— Data —
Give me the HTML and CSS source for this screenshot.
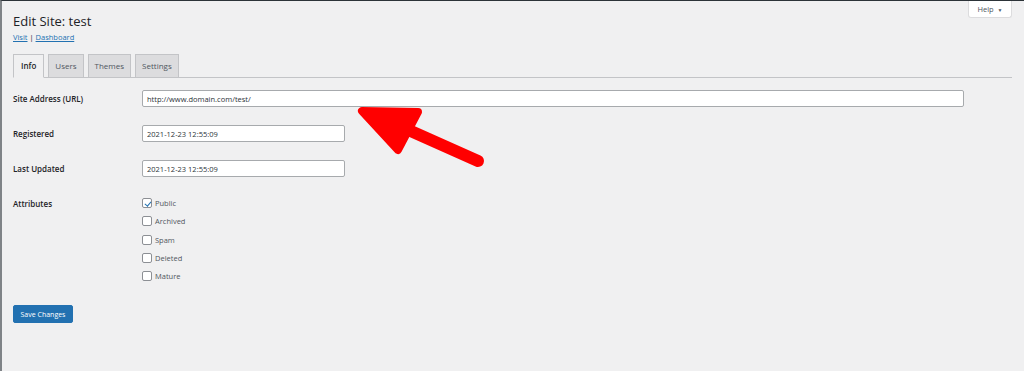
FILE: index.html
```html
<!DOCTYPE html>
<html lang="en">

<head>
    <meta charset="UTF-8">
    <meta name="viewport" content="width=device-width, initial-scale=1.0">
    <title>Edit Site: test</title>
    <link rel="stylesheet" href="styles.css">
</head>

<body>
    <div class="admin-edge"><span class="edge-mark"></span></div>
    <div class="wrap">
        <div class="page-header">
            <div>
                <h1>Edit Site: test</h1>
                <p class="edit-links"><a href="#">Visit</a> | <a href="#">Dashboard</a></p>
            </div>
            <button class="help-tab">Help <span class="caret">▼</span></button>
        </div>

        <nav class="nav-tabs">
            <a href="#" class="nav-tab active">Info</a>
            <a href="#" class="nav-tab">Users</a>
            <a href="#" class="nav-tab">Themes</a>
            <a href="#" class="nav-tab">Settings</a>
        </nav>

        <form class="site-form">
            <label class="field-label">Site Address (URL)</label>
            <input class="text-input wide" type="text" value="http://www.domain.com/test/">

            <label class="field-label">Registered</label>
            <input class="text-input" type="text" value="2021-12-23 12:55:09">

            <label class="field-label">Last Updated</label>
            <input class="text-input" type="text" value="2021-12-23 12:55:09">

            <span class="field-label attr-label">Attributes</span>
            <div class="attributes">
                <label class="check-row"><span class="check checked"></span>Public</label>
                <label class="check-row"><span class="check"></span>Archived</label>
                <label class="check-row"><span class="check"></span>Spam</label>
                <label class="check-row"><span class="check"></span>Deleted</label>
                <label class="check-row"><span class="check"></span>Mature</label>
            </div>
        </form>

        <button class="save-btn">Save Changes</button>

        <!-- annotation arrow -->
        <svg class="annotation" width="140" height="70" viewBox="0 0 140 70">
            <path d="M124 59 L50 26" stroke="#ff0000" stroke-width="12" stroke-linecap="round" fill="none"/>
            <path d="M8 9 L64 10 L44 48 Z" fill="#ff0000" stroke="#ff0000" stroke-width="8" stroke-linejoin="round"/>
        </svg>
    </div>
</body>

</html>
```

FILE: styles.css
```css
html,
body {
    margin: 0;
    height: 100%;
}

body {
    font-family: "Open Sans", "Noto Sans", Arial, sans-serif;
    font-size: 7.5px;
    color: #1d2327;
    background: #f0f0f1;
    border-top: 1px solid #2c3338;
    border-left: 2px solid #7f8387;
    box-sizing: border-box;
    display: flex;
}

.admin-edge {
    width: 0;
    position: relative;
}

.edge-mark {
    position: absolute;
    left: -2px;
    top: 33px;
    width: 2px;
    height: 18px;
    background: #72aee6;
}

.wrap {
    flex: 1;
    position: relative;
    padding: 0 12px 0 11px;
}

.page-header {
    display: flex;
    justify-content: space-between;
    align-items: flex-start;
}

h1 {
    font-size: 13px;
    font-weight: 400;
    margin: 10px 0 0;
    line-height: 20px;
}

.edit-links {
    margin: 1px 0 0;
    line-height: 11px;
}

.edit-links a {
    color: #2271b1;
}

.help-tab {
    font-family: inherit;
    font-size: 7.5px;
    color: #50575e;
    background: #fff;
    border: 1px solid #dcdcde;
    border-top: none;
    border-radius: 0 0 3px 3px;
    width: 44px;
    height: 18px;
    margin-top: -1px;
    margin-right: 0;
    padding: 0;
}

.help-tab .caret {
    font-size: 5px;
    margin-left: 2px;
}

.nav-tabs {
    display: flex;
    gap: 4px;
    margin-top: 11px;
    border-bottom: 1px solid #c3c4c7;
    padding-left: 0;
}

.nav-tab {
    display: block;
    padding: 0 6px;
    height: 22px;
    line-height: 22px;
    font-size: 8px;
    font-weight: 500;
    color: #50575e;
    text-decoration: none;
    background: #dcdcde;
    border: 1px solid #c3c4c7;
    margin-bottom: -1px;
}

.nav-tab:first-child {
    padding: 0 7px;
}

.nav-tab.active {
    background: #f0f0f1;
    color: #1d2327;
    font-weight: 600;
    border-bottom-color: #f0f0f1;
}

.site-form {
    display: grid;
    grid-template-columns: 129px 1fr;
    row-gap: 18px;
    padding-top: 12px;
    align-items: start;
}

.field-label {
    line-height: 17px;
    font-size: 8px;
    font-weight: 600;
}

.attr-label {
    line-height: 18px;
}

.attributes {
    display: flex;
    flex-direction: column;
    margin-top: -1px;
}

.text-input {
    box-sizing: border-box;
    width: 203px;
    height: 17px;
    font-family: inherit;
    font-size: 7.5px;
    color: #2c3338;
    border: 1px solid #a7aaad;
    border-radius: 2px;
    padding: 0 4px;
    background: #fff;
    margin: 0;
}

.text-input.wide {
    width: 822px;
}

.check-row {
    display: flex;
    align-items: center;
    gap: 3px;
    height: 18.3px;
    font-size: 7.5px;
    color: #50575e;
}

.check {
    box-sizing: border-box;
    width: 10px;
    height: 10px;
    border: 1px solid #8c8f94;
    border-radius: 2px;
    background: #fff;
    position: relative;
}

.check.checked::after {
    content: "";
    position: absolute;
    left: 2.5px;
    top: 0.5px;
    width: 2.5px;
    height: 5px;
    border: solid #2271b1;
    border-width: 0 1.5px 1.5px 0;
    transform: rotate(40deg);
}

.save-btn {
    display: block;
    margin-top: 20px;
    width: 60px;
    height: 18px;
    padding: 0;
    font-family: inherit;
    font-size: 7px;
    color: #fff;
    background: #2271b1;
    border: 1px solid #2271b1;
    border-radius: 2px;
}

.annotation {
    position: absolute;
    left: 352px;
    top: 101px;
    overflow: visible;
}
```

— Short problem —
Without the pictures, print the whole listing exactly as given.

— Task response —
Give me the HTML and CSS source for this screenshot.
FILE: index.html
```html
<!DOCTYPE html>
<html lang="en">

<head>
    <meta charset="UTF-8">
    <meta name="viewport" content="width=device-width, initial-scale=1.0">
    <title>Edit Site: test</title>
    <link rel="stylesheet" href="styles.css">
</head>

<body>
    <div class="admin-edge"><span class="edge-mark"></span></div>
    <div class="wrap">
        <div class="page-header">
            <div>
                <h1>Edit Site: test</h1>
                <p class="edit-links"><a href="#">Visit</a> | <a href="#">Dashboard</a></p>
            </div>
            <button class="help-tab">Help <span class="caret">▼</span></button>
        </div>

        <nav class="nav-tabs">
            <a href="#" class="nav-tab active">Info</a>
            <a href="#" class="nav-tab">Users</a>
            <a href="#" class="nav-tab">Themes</a>
            <a href="#" class="nav-tab">Settings</a>
        </nav>

        <form class="site-form">
            <label class="field-label">Site Address (URL)</label>
            <input class="text-input wide" type="text" value="http://www.domain.com/test/">

            <label class="field-label">Registered</label>
            <input class="text-input" type="text" value="2021-12-23 12:55:09">

            <label class="field-label">Last Updated</label>
            <input class="text-input" type="text" value="2021-12-23 12:55:09">

            <span class="field-label attr-label">Attributes</span>
            <div class="attributes">
                <label class="check-row"><span class="check checked"></span>Public</label>
                <label class="check-row"><span class="check"></span>Archived</label>
                <label class="check-row"><span class="check"></span>Spam</label>
                <label class="check-row"><span class="check"></span>Deleted</label>
                <label class="check-row"><span class="check"></span>Mature</label>
            </div>
        </form>

        <button class="save-btn">Save Changes</button>

        <!-- annotation arrow -->
        <svg class="annotation" width="140" height="70" viewBox="0 0 140 70">
            <path d="M124 59 L50 26" stroke="#ff0000" stroke-width="12" stroke-linecap="round" fill="none"/>
            <path d="M8 9 L64 10 L44 48 Z" fill="#ff0000" stroke="#ff0000" stroke-width="8" stroke-linejoin="round"/>
        </svg>
    </div>
</body>

</html>
```

FILE: styles.css
```css
html,
body {
    margin: 0;
    height: 100%;
}

body {
    font-family: "Open Sans", "Noto Sans", Arial, sans-serif;
    font-size: 7.5px;
    color: #1d2327;
    background: #f0f0f1;
    border-top: 1px solid #2c3338;
    border-left: 2px solid #7f8387;
    box-sizing: border-box;
    display: flex;
}

.admin-edge {
    width: 0;
    position: relative;
}

.edge-mark {
    position: absolute;
    left: -2px;
    top: 33px;
    width: 2px;
    height: 18px;
    background: #72aee6;
}

.wrap {
    flex: 1;
    position: relative;
    padding: 0 12px 0 11px;
}

.page-header {
    display: flex;
    justify-content: space-between;
    align-items: flex-start;
}

h1 {
    font-size: 13px;
    font-weight: 400;
    margin: 10px 0 0;
    line-height: 20px;
}

.edit-links {
    margin: 1px 0 0;
    line-height: 11px;
}

.edit-links a {
    color: #2271b1;
}

.help-tab {
    font-family: inherit;
    font-size: 7.5px;
    color: #50575e;
    background: #fff;
    border: 1px solid #dcdcde;
    border-top: none;
    border-radius: 0 0 3px 3px;
    width: 44px;
    height: 18px;
    margin-top: -1px;
    margin-right: 0;
    padding: 0;
}

.help-tab .caret {
    font-size: 5px;
    margin-left: 2px;
}

.nav-tabs {
    display: flex;
    gap: 4px;
    margin-top: 11px;
    border-bottom: 1px solid #c3c4c7;
    padding-left: 0;
}

.nav-tab {
    display: block;
    padding: 0 6px;
    height: 22px;
    line-height: 22px;
    font-size: 8px;
    font-weight: 500;
    color: #50575e;
    text-decoration: none;
    background: #dcdcde;
    border: 1px solid #c3c4c7;
    margin-bottom: -1px;
}

.nav-tab:first-child {
    padding: 0 7px;
}

.nav-tab.active {
    background: #f0f0f1;
    color: #1d2327;
    font-weight: 600;
    border-bottom-color: #f0f0f1;
}

.site-form {
    display: grid;
    grid-template-columns: 129px 1fr;
    row-gap: 18px;
    padding-top: 12px;
    align-items: start;
}

.field-label {
    line-height: 17px;
    font-size: 8px;
    font-weight: 600;
}

.attr-label {
    line-height: 18px;
}

.attributes {
    display: flex;
    flex-direction: column;
    margin-top: -1px;
}

.text-input {
    box-sizing: border-box;
    width: 203px;
    height: 17px;
    font-family: inherit;
    font-size: 7.5px;
    color: #2c3338;
    border: 1px solid #a7aaad;
    border-radius: 2px;
    padding: 0 4px;
    background: #fff;
    margin: 0;
}

.text-input.wide {
    width: 822px;
}

.check-row {
    display: flex;
    align-items: center;
    gap: 3px;
    height: 18.3px;
    font-size: 7.5px;
    color: #50575e;
}

.check {
    box-sizing: border-box;
    width: 10px;
    height: 10px;
    border: 1px solid #8c8f94;
    border-radius: 2px;
    background: #fff;
    position: relative;
}

.check.checked::after {
    content: "";
    position: absolute;
    left: 2.5px;
    top: 0.5px;
    width: 2.5px;
    height: 5px;
    border: solid #2271b1;
    border-width: 0 1.5px 1.5px 0;
    transform: rotate(40deg);
}

.save-btn {
    display: block;
    margin-top: 20px;
    width: 60px;
    height: 18px;
    padding: 0;
    font-family: inherit;
    font-size: 7px;
    color: #fff;
    background: #2271b1;
    border: 1px solid #2271b1;
    border-radius: 2px;
}

.annotation {
    position: absolute;
    left: 352px;
    top: 101px;
    overflow: visible;
}
```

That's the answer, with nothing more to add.